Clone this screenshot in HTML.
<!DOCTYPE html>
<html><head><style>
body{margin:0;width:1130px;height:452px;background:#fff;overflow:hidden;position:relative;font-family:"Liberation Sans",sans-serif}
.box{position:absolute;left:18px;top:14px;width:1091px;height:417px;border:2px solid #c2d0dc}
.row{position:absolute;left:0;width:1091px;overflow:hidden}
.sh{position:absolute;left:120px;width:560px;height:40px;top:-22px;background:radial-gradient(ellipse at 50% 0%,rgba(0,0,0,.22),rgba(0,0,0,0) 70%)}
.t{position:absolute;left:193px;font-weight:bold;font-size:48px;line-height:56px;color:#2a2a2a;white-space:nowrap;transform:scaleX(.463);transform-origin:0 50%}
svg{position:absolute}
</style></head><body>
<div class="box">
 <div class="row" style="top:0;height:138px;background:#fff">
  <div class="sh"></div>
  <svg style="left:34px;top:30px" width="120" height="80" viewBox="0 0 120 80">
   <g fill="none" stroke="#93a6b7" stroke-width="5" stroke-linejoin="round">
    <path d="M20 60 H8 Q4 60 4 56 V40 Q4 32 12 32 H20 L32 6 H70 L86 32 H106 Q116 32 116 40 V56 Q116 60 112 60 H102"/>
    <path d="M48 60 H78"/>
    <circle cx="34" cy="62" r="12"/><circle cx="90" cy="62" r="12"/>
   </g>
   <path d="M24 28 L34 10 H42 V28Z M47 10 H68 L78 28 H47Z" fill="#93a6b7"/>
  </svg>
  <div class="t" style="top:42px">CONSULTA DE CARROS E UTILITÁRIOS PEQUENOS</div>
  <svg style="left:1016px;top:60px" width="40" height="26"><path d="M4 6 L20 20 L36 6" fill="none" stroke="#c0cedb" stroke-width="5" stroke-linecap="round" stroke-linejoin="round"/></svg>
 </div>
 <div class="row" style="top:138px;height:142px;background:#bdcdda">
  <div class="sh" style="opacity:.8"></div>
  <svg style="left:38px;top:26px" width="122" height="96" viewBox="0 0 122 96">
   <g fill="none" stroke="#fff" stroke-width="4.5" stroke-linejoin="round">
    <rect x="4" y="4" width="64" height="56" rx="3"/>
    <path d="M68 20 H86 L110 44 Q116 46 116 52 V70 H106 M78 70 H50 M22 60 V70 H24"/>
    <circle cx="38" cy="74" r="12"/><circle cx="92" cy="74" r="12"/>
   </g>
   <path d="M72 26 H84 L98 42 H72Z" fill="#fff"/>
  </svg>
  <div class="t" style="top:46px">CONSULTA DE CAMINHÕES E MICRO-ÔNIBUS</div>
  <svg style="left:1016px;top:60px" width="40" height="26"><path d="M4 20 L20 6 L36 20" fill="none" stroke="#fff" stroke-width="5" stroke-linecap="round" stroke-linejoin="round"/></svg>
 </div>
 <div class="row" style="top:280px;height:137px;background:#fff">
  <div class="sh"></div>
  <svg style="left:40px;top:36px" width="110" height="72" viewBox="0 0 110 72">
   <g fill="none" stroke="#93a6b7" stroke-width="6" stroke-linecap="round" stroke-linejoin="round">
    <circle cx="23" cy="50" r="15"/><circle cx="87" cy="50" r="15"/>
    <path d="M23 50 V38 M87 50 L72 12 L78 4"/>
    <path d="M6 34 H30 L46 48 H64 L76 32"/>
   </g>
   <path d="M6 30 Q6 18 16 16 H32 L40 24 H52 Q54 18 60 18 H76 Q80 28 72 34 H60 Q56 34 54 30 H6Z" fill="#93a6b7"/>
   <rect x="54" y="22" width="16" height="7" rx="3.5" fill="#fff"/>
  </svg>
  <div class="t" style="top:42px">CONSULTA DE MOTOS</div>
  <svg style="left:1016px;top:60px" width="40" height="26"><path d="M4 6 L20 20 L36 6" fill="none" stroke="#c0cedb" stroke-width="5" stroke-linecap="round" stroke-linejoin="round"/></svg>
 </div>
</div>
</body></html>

====================

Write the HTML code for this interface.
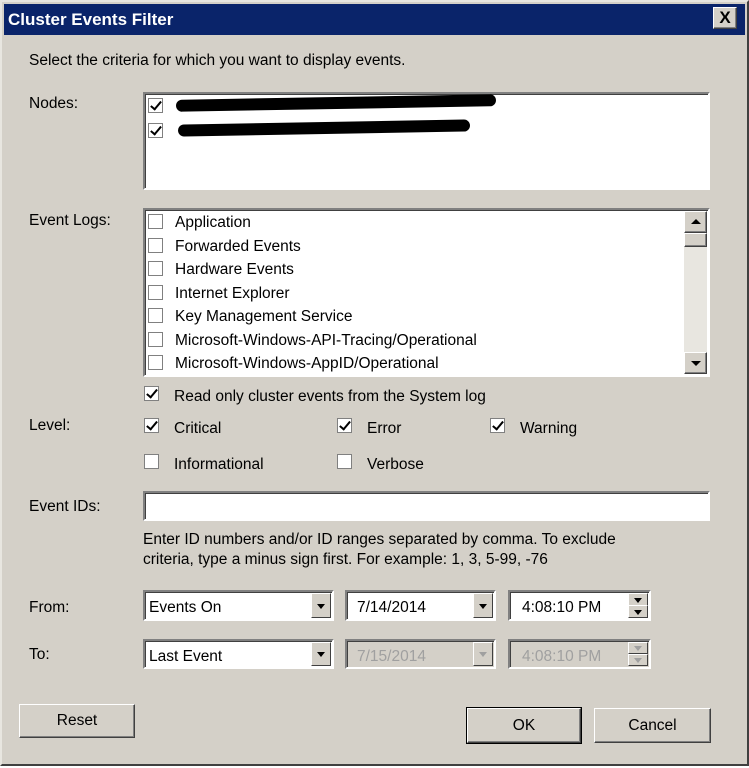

====================

Gather up every line from the listing above in which the word "this" occurs.

■ Expected answer ■
Clone this screenshot in HTML.
Write the HTML code for this interface.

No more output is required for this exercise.